• To be done
Copy down every line where the string "screenshot" shows up.
=== Listing ===
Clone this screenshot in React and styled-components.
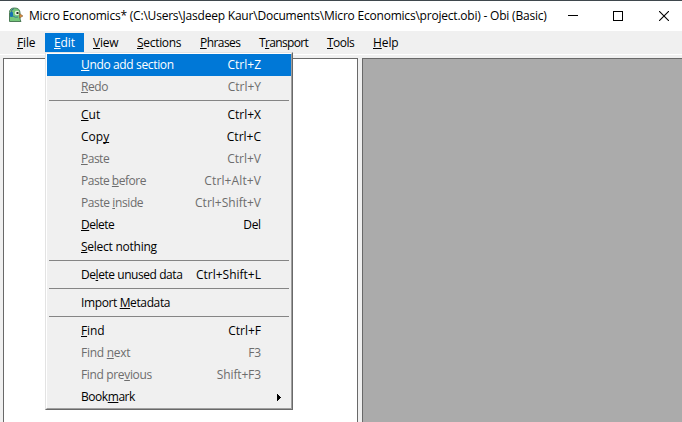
===
=== Listing ===
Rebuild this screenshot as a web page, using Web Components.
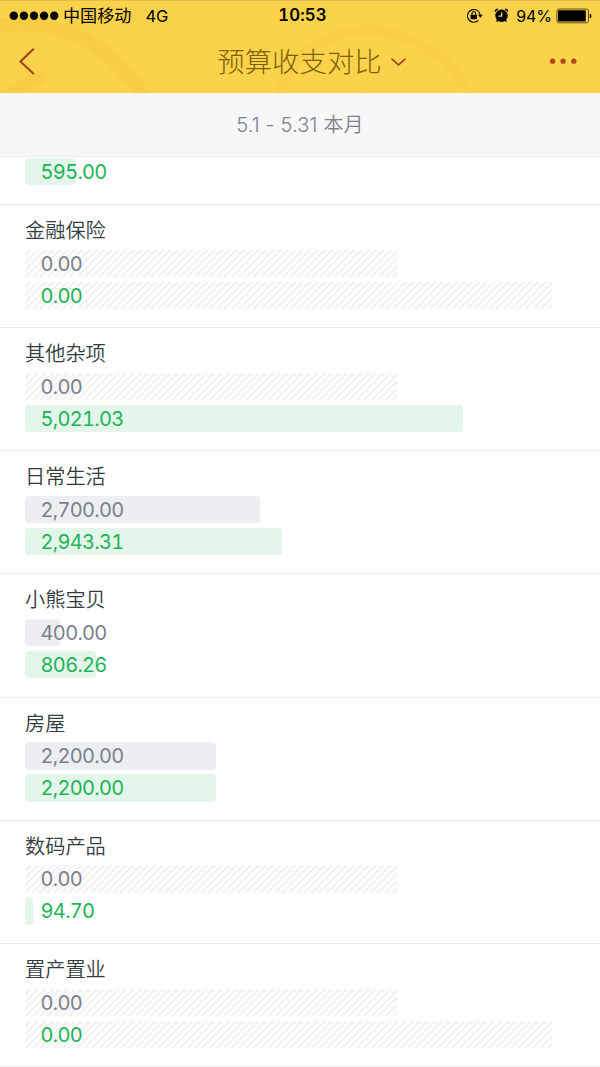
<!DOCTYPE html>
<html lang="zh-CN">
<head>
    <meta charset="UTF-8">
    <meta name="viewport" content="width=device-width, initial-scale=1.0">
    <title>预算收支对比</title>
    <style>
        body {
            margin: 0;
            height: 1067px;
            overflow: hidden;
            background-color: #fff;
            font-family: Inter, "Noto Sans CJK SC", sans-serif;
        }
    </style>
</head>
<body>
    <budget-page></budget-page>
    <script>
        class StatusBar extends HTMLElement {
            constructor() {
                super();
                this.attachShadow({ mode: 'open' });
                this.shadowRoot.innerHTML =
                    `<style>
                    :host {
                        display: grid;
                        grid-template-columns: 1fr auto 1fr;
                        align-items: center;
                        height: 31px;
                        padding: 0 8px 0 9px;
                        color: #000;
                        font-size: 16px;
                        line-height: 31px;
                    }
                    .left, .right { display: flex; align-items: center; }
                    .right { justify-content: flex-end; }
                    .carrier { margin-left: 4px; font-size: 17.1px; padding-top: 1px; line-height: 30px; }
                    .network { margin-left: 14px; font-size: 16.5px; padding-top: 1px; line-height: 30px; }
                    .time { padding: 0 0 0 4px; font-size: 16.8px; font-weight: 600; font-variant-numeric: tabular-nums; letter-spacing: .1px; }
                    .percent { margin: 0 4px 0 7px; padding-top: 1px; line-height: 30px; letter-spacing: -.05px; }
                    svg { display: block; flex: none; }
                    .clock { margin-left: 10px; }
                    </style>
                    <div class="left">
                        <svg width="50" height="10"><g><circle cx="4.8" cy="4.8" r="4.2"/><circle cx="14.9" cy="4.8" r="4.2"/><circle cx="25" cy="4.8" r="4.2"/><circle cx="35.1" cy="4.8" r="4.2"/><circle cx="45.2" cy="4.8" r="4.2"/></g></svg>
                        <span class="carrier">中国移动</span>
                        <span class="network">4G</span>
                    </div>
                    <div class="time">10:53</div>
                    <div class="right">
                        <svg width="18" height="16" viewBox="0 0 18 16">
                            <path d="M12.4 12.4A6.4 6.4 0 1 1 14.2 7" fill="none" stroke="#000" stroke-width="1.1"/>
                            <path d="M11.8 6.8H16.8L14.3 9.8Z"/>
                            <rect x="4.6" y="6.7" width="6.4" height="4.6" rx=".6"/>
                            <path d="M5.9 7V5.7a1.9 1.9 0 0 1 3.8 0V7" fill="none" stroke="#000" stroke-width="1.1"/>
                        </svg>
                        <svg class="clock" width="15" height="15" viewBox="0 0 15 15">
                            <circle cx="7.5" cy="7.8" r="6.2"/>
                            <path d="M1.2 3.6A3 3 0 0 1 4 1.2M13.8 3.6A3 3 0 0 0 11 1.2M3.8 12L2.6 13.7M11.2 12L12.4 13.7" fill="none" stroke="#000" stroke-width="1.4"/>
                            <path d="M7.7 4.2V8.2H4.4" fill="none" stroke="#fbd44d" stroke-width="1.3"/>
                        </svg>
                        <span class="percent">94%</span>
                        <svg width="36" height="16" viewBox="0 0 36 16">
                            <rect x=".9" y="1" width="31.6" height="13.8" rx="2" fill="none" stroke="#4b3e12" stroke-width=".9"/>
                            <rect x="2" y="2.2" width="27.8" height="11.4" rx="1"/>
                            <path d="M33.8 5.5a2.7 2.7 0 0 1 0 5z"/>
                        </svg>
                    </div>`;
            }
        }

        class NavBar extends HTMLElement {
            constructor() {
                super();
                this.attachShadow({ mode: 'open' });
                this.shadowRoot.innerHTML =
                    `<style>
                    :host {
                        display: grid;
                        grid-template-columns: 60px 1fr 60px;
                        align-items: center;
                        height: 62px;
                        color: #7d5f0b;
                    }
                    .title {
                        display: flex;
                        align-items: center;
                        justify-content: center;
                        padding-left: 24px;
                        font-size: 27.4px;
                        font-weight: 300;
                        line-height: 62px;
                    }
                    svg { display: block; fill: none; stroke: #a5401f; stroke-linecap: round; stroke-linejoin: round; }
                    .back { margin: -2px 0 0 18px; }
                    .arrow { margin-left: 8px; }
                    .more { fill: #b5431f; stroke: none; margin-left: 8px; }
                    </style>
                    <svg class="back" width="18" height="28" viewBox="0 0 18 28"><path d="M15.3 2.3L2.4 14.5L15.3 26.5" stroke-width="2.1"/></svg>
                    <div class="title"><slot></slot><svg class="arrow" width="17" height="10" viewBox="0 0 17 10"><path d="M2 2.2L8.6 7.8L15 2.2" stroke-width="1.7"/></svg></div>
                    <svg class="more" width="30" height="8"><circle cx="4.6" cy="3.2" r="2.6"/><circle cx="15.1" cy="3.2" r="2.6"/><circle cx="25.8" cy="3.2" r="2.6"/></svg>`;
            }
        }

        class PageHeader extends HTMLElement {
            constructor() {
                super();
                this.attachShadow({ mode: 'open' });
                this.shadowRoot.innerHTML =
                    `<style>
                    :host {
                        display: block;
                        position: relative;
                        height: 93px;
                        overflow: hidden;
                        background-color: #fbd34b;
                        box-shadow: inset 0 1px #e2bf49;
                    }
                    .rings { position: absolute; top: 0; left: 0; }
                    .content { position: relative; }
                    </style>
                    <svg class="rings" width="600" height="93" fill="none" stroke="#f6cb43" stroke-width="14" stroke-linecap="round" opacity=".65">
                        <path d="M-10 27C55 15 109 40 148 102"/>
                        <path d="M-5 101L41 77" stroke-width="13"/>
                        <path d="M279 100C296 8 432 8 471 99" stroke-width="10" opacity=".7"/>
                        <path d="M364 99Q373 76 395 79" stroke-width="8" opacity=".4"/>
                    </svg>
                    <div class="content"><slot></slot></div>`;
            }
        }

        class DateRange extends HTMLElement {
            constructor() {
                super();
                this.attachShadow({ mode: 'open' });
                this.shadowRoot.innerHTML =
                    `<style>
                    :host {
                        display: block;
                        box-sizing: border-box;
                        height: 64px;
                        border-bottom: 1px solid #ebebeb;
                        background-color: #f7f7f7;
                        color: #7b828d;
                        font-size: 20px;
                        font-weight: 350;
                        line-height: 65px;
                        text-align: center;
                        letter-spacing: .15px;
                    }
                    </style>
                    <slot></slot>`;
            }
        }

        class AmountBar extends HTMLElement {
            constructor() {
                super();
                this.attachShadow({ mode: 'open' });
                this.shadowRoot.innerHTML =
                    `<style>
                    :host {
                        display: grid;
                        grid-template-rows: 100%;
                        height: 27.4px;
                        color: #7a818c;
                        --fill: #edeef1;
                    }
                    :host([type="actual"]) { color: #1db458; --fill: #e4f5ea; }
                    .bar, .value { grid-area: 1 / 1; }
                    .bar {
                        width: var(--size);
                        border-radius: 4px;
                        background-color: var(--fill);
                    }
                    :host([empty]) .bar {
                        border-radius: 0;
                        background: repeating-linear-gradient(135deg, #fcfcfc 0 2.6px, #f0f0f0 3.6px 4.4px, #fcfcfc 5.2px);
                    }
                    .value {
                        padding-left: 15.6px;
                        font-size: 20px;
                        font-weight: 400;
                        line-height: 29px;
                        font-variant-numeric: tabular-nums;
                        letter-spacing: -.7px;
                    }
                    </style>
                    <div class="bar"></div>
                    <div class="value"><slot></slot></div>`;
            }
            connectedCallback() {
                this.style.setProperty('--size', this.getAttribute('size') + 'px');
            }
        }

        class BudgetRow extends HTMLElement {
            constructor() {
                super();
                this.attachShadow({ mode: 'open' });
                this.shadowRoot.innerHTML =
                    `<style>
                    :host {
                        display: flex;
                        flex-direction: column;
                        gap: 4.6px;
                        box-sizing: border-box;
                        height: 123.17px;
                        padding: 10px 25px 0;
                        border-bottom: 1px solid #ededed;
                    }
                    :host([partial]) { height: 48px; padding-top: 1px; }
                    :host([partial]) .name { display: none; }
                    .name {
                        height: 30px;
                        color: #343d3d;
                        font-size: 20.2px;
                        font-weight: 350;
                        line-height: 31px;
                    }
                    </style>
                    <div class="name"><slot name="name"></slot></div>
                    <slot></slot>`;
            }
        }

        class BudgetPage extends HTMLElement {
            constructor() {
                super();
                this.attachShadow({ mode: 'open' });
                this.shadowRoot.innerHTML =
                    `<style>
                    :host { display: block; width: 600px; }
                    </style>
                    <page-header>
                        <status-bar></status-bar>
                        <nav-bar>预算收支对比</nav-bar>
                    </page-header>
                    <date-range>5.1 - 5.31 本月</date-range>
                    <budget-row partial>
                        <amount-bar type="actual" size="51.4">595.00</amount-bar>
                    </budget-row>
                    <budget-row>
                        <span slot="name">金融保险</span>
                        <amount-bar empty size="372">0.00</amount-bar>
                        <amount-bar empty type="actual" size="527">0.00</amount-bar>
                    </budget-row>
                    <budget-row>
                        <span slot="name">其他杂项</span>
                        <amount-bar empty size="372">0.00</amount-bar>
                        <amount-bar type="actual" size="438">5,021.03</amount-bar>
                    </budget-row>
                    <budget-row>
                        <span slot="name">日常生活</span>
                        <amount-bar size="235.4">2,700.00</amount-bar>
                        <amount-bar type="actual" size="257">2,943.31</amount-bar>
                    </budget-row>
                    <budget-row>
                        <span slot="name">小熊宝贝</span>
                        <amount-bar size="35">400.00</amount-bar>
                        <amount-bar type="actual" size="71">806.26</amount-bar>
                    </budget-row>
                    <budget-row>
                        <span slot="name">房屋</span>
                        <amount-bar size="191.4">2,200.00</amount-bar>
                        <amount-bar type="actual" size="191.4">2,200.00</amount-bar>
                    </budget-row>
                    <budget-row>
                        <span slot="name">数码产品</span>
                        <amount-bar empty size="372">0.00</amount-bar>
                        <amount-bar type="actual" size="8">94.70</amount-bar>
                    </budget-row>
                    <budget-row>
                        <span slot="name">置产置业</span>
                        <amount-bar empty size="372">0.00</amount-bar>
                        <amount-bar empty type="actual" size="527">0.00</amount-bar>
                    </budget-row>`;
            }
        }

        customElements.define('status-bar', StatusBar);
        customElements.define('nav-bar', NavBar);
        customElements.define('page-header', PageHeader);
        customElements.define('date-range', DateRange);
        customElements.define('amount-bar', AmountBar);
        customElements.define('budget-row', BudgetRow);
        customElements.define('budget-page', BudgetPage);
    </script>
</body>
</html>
===
• Written response
Clone this screenshot in React and styled-components.
Rebuild this screenshot as a web page, using Web Components.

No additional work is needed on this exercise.